:: Required task ::
Pick out each line of the records that includes the string "Write", and copy it.

:: Code that builds pages ::
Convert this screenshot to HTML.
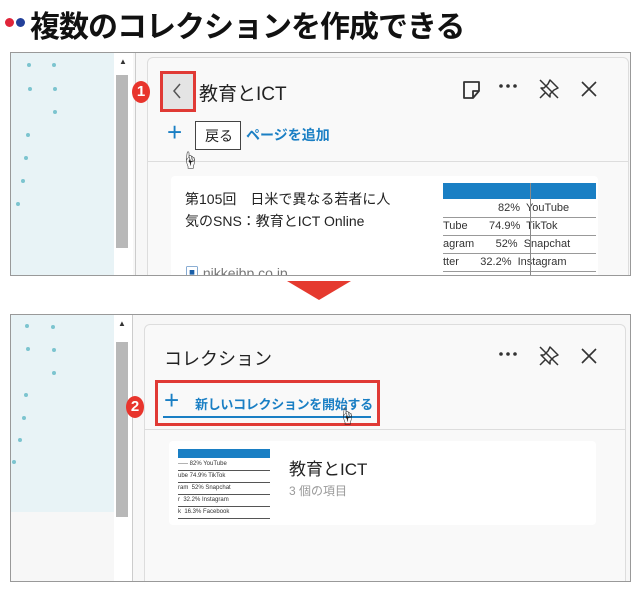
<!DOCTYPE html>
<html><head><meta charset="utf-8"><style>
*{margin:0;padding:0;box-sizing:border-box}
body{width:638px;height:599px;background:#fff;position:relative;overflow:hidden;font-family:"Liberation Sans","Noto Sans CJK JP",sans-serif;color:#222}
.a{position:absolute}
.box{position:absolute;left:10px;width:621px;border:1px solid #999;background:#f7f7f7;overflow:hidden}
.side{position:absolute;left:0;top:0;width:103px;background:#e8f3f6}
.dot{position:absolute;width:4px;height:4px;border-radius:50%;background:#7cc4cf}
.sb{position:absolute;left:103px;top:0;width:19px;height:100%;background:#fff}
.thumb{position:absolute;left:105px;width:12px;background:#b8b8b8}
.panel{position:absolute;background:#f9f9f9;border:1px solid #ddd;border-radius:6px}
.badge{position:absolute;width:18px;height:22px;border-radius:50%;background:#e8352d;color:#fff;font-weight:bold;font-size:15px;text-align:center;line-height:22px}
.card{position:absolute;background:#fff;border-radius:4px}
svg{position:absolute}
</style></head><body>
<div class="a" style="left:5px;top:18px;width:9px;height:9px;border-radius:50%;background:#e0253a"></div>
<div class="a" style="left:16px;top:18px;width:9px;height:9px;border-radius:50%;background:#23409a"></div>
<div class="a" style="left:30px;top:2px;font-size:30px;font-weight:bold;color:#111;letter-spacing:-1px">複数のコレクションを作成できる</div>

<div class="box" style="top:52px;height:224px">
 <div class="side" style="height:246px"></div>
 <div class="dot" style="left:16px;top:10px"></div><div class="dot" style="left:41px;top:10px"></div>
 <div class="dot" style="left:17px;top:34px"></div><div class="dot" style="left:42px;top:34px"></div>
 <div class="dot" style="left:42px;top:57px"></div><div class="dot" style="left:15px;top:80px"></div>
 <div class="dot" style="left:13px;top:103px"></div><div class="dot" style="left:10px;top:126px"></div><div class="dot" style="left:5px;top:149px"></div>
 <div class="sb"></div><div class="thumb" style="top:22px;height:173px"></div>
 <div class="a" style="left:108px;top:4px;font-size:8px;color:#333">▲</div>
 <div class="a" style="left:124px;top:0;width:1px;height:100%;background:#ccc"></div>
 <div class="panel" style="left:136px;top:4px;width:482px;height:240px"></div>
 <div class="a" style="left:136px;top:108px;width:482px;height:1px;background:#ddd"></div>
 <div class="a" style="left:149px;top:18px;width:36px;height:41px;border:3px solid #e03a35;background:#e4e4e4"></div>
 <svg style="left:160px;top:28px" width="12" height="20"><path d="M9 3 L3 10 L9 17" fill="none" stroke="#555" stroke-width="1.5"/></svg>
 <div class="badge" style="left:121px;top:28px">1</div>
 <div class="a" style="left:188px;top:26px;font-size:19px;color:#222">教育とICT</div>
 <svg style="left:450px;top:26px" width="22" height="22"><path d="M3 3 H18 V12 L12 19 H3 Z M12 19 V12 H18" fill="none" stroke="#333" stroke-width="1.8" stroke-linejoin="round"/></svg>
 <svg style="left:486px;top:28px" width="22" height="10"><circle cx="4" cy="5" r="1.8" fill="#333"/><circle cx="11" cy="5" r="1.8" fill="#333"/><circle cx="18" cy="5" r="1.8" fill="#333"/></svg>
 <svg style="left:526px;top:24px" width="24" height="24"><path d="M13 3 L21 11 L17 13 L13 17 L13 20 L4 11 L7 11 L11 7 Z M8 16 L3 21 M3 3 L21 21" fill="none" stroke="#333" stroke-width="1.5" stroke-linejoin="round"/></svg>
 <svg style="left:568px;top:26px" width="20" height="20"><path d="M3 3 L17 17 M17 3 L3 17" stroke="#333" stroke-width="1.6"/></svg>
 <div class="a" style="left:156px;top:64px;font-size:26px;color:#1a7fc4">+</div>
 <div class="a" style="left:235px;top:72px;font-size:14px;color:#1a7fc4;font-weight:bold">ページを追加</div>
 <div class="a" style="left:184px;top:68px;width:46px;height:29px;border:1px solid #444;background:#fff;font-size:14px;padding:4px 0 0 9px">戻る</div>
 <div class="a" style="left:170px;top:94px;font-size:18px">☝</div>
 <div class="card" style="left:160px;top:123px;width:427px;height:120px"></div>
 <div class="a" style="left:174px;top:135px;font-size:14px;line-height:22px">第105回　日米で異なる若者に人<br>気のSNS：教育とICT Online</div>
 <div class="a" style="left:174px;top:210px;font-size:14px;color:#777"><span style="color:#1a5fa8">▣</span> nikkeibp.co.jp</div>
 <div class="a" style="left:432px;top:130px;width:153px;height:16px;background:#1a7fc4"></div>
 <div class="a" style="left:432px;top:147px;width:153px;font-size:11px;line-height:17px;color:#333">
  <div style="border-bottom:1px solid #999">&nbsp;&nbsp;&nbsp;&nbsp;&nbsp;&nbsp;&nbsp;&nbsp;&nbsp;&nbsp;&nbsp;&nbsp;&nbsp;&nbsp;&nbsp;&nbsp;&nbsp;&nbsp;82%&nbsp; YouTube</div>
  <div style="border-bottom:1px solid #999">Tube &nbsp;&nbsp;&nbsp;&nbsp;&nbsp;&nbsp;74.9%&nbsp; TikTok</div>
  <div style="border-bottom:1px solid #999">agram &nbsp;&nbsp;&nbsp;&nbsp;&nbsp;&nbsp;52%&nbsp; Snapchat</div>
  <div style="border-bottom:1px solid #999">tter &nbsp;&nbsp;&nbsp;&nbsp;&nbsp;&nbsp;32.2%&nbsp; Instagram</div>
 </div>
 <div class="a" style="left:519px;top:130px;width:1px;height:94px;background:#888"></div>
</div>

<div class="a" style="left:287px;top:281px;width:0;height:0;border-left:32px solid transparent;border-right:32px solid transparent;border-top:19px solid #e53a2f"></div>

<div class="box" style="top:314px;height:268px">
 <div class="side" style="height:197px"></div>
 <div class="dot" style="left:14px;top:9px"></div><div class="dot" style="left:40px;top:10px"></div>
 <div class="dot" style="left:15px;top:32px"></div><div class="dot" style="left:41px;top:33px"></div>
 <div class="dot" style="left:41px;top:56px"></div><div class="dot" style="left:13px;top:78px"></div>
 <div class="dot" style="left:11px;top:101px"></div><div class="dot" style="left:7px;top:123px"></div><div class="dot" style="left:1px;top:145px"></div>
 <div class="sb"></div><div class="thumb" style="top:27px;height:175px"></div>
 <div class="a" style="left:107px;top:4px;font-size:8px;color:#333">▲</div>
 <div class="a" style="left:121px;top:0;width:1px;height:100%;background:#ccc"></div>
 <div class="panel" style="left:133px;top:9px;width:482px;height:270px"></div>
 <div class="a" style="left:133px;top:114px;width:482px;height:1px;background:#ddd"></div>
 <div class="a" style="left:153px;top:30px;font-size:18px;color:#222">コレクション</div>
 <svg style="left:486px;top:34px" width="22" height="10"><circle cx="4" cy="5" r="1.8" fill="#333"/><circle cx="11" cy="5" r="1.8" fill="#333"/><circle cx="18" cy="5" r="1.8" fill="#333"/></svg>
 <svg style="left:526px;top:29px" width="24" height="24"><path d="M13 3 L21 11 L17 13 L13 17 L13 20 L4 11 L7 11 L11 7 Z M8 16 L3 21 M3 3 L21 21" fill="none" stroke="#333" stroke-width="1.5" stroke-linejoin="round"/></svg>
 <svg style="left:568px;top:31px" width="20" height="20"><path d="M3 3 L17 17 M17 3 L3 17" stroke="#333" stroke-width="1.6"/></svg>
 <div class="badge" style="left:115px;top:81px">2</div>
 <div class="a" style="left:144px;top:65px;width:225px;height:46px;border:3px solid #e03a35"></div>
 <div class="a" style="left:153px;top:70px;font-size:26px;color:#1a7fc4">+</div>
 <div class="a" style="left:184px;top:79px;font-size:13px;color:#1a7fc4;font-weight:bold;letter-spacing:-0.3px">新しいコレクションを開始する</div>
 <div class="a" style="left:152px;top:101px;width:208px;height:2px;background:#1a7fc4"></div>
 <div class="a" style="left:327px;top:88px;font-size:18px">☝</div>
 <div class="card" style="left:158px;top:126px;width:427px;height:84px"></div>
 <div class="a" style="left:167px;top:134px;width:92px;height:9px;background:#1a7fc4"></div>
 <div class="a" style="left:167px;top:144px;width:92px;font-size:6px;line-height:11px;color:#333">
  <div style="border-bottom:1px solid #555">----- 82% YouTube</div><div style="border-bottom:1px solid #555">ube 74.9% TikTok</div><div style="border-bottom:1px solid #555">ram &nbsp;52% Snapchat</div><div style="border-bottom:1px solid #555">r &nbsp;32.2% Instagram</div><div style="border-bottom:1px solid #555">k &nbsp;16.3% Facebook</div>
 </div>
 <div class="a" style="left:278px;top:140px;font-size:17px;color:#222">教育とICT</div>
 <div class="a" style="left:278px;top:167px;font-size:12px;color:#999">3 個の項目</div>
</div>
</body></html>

--

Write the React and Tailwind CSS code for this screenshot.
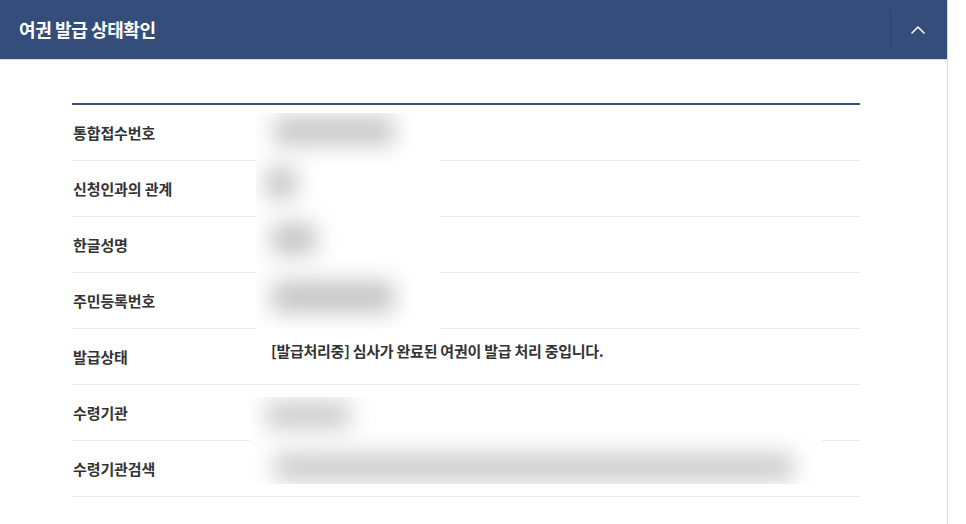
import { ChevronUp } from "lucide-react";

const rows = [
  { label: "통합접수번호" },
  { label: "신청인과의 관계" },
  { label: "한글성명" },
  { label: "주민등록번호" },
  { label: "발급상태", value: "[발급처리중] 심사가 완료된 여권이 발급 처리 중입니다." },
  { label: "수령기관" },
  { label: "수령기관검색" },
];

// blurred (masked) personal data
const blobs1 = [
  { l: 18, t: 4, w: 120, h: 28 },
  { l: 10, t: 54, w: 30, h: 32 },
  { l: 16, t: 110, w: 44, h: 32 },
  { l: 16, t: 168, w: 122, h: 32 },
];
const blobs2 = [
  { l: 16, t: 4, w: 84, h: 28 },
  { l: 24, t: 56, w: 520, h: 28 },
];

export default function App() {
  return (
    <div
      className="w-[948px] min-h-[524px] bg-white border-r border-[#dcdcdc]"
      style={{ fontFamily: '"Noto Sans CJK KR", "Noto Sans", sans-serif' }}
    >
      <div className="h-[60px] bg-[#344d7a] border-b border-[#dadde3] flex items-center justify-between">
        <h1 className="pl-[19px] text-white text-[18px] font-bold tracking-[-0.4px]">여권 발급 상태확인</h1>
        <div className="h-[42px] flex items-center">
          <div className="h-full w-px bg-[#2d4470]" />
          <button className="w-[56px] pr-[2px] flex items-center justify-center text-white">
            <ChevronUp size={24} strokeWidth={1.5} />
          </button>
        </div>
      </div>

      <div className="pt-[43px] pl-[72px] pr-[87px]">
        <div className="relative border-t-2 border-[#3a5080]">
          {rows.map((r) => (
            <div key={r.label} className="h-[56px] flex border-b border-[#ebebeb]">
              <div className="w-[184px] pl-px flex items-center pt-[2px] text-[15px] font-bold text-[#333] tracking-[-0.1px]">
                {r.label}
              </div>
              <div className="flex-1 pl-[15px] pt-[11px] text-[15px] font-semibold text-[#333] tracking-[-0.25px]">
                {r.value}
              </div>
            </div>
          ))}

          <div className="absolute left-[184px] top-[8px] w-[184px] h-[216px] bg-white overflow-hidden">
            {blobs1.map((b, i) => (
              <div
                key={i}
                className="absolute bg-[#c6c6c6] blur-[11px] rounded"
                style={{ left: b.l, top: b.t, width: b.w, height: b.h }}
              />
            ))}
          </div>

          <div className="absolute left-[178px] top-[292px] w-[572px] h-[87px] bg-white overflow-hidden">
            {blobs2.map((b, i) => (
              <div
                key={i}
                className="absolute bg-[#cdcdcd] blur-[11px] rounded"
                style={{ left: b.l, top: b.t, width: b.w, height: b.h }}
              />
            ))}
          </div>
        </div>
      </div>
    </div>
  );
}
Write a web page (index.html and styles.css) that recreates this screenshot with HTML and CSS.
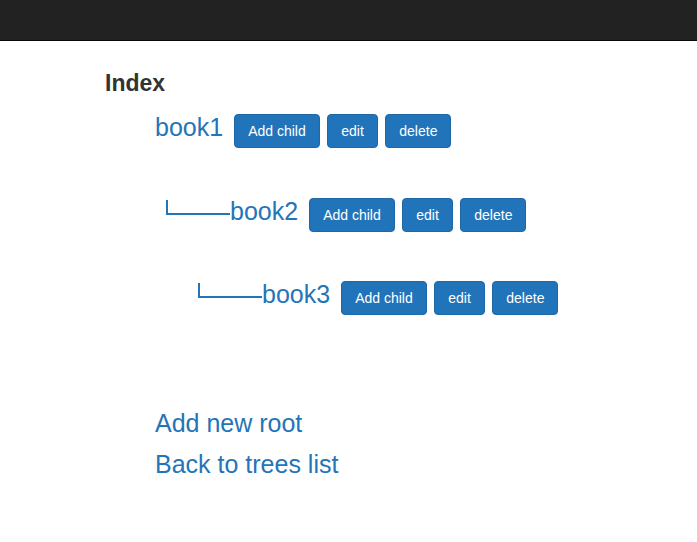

:: Output of the task ::
Write the React and Tailwind CSS code for this screenshot.
Write a web page (index.html and styles.css) that recreates this screenshot with HTML and CSS.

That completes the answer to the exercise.